Piero, la Resurrezione di tutti

Sta per concludersi il restauro di una delle opere più famose e iconiche della storia: la Resurrezione di Piero della Francesca. Un capolavoro solo religioso? No. GIUSEPPE FRANGI

Sta per concludersi il restauro di una delle opere più famose e iconiche della storia: è la Resurrezione di Piero della Francesca conservata in quello che un tempo era il palazzo del governo cittadino di Borgo Sansepolcro e che oggi è il Museo civico della cittadina toscana. Si tratta del primo restauro per questo capolavoro dipinto circa 550 anni fa: il Corriere della Sera dando la notizia ha rivelato che probabilmente l’affresco era stato dipinto per un’altra parete e che in tempi antichi venne portato sul muro attuale con un trasporto a massello, forse il primo della storia (veniva tagliata tutta una sezione di muro e messa su un telaio).

Ma è comunque certo che quell’opera con soggetto potentemente religioso, venne dipinta per un contesto civile: Piero, che era nativo di Borgo, aveva per un certo periodo di tempo anche ricoperto cariche amministrative nella sua città ed era ben familiare a quel luogo. 

Un’opera religiosa in una sede civile non è certo una rarità nell’Italia di quei secoli. Ma l’unicità di quest’opera, ciò che la rende in termini assoluti e non retorici un capolavoro, è che declina l’immagine religiosa trasmettendo anche una grande messaggio civile. Dipingere la Resurrezione per gli artisti è sempre stato motivo di imbarazzo e difficoltà: si tratta di “inventare” una situazione di cui nessuno ha ovviamente mai conosciuto la dinamica e quindi arbitrarietà e soggettivismo sono sempre in agguato. C’è un rischio di “effetti speciali” dal quale solo i grandissimi sono riusciti a salvarsi. Piero i rischi li ha corsi, perché nella sua Resurrezione l’oggettività dell’accaduto è restituita grazie alla forza di un’altissima idea. 

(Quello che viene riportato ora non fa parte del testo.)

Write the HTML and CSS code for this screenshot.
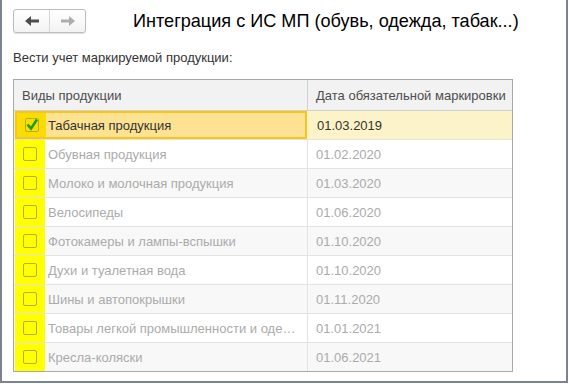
FILE: index.html
```html
<!DOCTYPE html>
<html>
<head>
<meta charset="utf-8">
<link rel="stylesheet" href="styles.css">
</head>
<body>
<div class="window">
  <div class="topbar">
    <div class="nav">
      <div class="navbtn">
        <svg width="14" height="10" viewBox="0 0 14 10"><path d="M0 5 L6 0 L6 3.5 L14 3.5 L14 6.5 L6 6.5 L6 10 Z" fill="#4d4d4d"/></svg>
      </div>
      <div class="navbtn">
        <svg width="14" height="10" viewBox="0 0 14 10"><path d="M14 5 L8 0 L8 3.5 L0 3.5 L0 6.5 L8 6.5 L8 10 Z" fill="#adadad"/></svg>
      </div>
    </div>
    <div class="title">Интеграция с ИС МП (обувь, одежда, табак...)</div>
  </div>
  <div class="label">Вести учет маркируемой продукции:</div>
  <div class="table">
    <div class="row head">
      <div class="c1"><span class="htext">Виды продукции</span></div>
      <div class="c2">Дата обязательной маркировки</div>
    </div>
    <div class="row cur">
      <div class="c1"><div class="cb"><span class="box on"><svg width="14" height="14" viewBox="0 0 14 14"><path d="M2.5 6.5 L6 10.5 L12 1.5" stroke="#1aa01a" stroke-width="2.6" fill="none"/></svg></span></div><span class="name">Табачная продукция</span></div>
      <div class="c2">01.03.2019</div>
    </div>
    <div class="row dis"><div class="c1"><div class="cb"><span class="box"></span></div><span class="name">Обувная продукция</span></div><div class="c2">01.02.2020</div></div>
    <div class="row dis alt"><div class="c1"><div class="cb"><span class="box"></span></div><span class="name">Молоко и молочная продукция</span></div><div class="c2">01.03.2020</div></div>
    <div class="row dis"><div class="c1"><div class="cb"><span class="box"></span></div><span class="name">Велосипеды</span></div><div class="c2">01.06.2020</div></div>
    <div class="row dis alt"><div class="c1"><div class="cb"><span class="box"></span></div><span class="name">Фотокамеры и лампы-вспышки</span></div><div class="c2">01.10.2020</div></div>
    <div class="row dis"><div class="c1"><div class="cb"><span class="box"></span></div><span class="name">Духи и туалетная вода</span></div><div class="c2">01.10.2020</div></div>
    <div class="row dis alt"><div class="c1"><div class="cb"><span class="box"></span></div><span class="name">Шины и автопокрышки</span></div><div class="c2">01.11.2020</div></div>
    <div class="row dis"><div class="c1"><div class="cb"><span class="box"></span></div><span class="name">Товары легкой промышленности и оде…</span></div><div class="c2">01.01.2021</div></div>
    <div class="row dis alt last"><div class="c1"><div class="cb"><span class="box"></span></div><span class="name">Кресла-коляски</span></div><div class="c2">01.06.2021</div></div>
  </div>
</div>
</body>
</html>
```
FILE: styles.css
```css
html, body { margin: 0; padding: 0; background: #fff; }
body { font-family: "Liberation Sans", Arial, sans-serif; }
.window {
  box-sizing: border-box;
  width: 568px;
  height: 383px;
  border: 2px solid #7b8391;
  border-top: none;
  padding: 9px 0 0 11px;
}
.topbar { display: flex; align-items: center; height: 24px; }
.nav {
  display: flex;
  box-sizing: border-box;
  width: 73px;
  height: 24px;
  border: 1px solid #bdbdbd;
  border-radius: 3px;
  background: linear-gradient(#ffffff, #f3f3f3);
  box-shadow: 0 1px 1px rgba(0,0,0,0.12);
}
.navbtn { flex: 1; display: flex; align-items: center; justify-content: center; }
.navbtn + .navbtn { border-left: 1px solid #d6d6d6; }
.title { margin-left: 47px; font-size: 18.1px; color: #000; line-height: 24px; }
.label { margin-top: 17px; font-size: 13px; color: #333; height: 15px; line-height: 15px; }
.table {
  margin-top: 14px;
  box-sizing: border-box;
  width: 500px;
  border: 1px solid #a8a8a8;
}
.row { display: flex; height: 29px; box-sizing: border-box; border-bottom: 1px solid #e3e3e3; font-size: 13px; }
.row.last { border-bottom: none; height: 28px; }
.row.head { height: 31px; background: #f2f2f2; border-bottom: 1px solid #d0d0d0; color: #4d4d4d; }
.c1 { width: 294px; display: flex; align-items: center; box-sizing: border-box; border-right: 1px solid #e3e3e3; }
.c2 { flex: 1; display: flex; align-items: center; padding-left: 8px; }
.head .c1 { border-right: 1px solid #d0d0d0; }
.htext { padding-left: 8px; }
.cb { width: 30px; margin-left: 1px; align-self: stretch; background: #ffff00; display: flex; align-items: center; justify-content: center; }
.box { width: 14px; height: 14px; box-sizing: border-box; border: 1px solid #b5ac2a; border-radius: 2px; display: block; position: relative; }
.box svg { position: absolute; left: -1px; top: -1px; }
.name { padding-left: 3px; white-space: nowrap; }
.dis { color: #ababab; }
.alt { background: #f8f8f8; }
.row.cur { background: #fdf3c9; color: #333; }
.cur .c1 {
  background: #fde391;
  border: 2px solid #f7c51c;
  margin: 0 2px 0 1px;
  width: 292px;
}
.cur .cb { margin-left: 0; background: #fbdc00; width: 29px; }
.cur .name { padding-left: 2px; }
```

Proviamo a capire. L’immagine è ben nota: Cristo in posizione rigorosamente frontale, quasi da mosaico bizantino, esce dalla tomba mettendo il piede sinistro sul bordo e imbracciando lo stendardo simbolo della Resurrezione. Ma un grande critico, Michael Baxandall, analizzando l’immagine aveva evidenziato una prospettiva a cui non si presta attenzione: “Possiamo vedere Cristo come eroe in posizione eretta o come un personaggio seduto… una delle ragioni per cui il riguardante era pronto a vedere il personaggio seduto, era l’esperienza pregressa di Cristo in Maestà”. In sostanza il Risorto di Piero incorpora nella sua posa anche la posa del Cristo in Maestà della tradizione medievale. Nell’immagine della Resurrezione Piero insomma condensa tutta l’identità di Cristo, uomo e Dio, facendo tra l’altro leva sulla memoria potente dell’antico Volto Santo custodito nella Cattedrale di Borgo: come nella tradizione dei Volti Santi si tratta di rappresentazione di Cristo crocifisso, ma pienamente vivente. Da lì Piero potrebbe aver derivato l’idea del suo Risorto ad occhi completamente  sgranati. 

Quella di Piero è insomma una Resurrezione spogliata di miracolismi, e quindi resa del tutto verosimile e famigliare agli occhi di ciascuno. E qui si aggancia l’ulteriore valore, pienamente “civile” di questo capolavoro. Perché la scena è ambientata in un meraviglioso paesaggio di colline toscane (dobbiamo immaginarcele appena dipinte…) che si stagliano su un cielo se possibile ancora più bello, striato di nuvole che si allungano in modo molto pacificante e s’accedono di riflessi del sole: un paesaggio ben noto per chi guardava quell’opera. Lo stesso sepolcro da cui Cristo esce è un sarcofago di grande bellezza, per equilibrio ed eleganza, sintesi formale di una lunga storia artistica che dai romani era approdata al nostro 400. Quel paesaggio, reso così prezioso dal fatto di “accogliere” la Resurrezione, era lo specchio dei paesaggi che circondavano Borgo ma anche dei mille altri paesaggi che fanno dell’Italia qualcosa di unico al mondo. Piero con forza intellettuale e con amore fa quindi anche sintesi di ciò che è l’Italia. Ce la mette davanti agli occhi. Ce la spalanca in tutta la sua meraviglia. Come non aver cura, come non imparare ad amare un contesto in cui la Resurrezione sembra essere di casa? Una domanda che valeva per i governanti di Sansepolcro, e vale ovviamente molto di più oggi per noi che rischiamo di buttar via questo tesoro.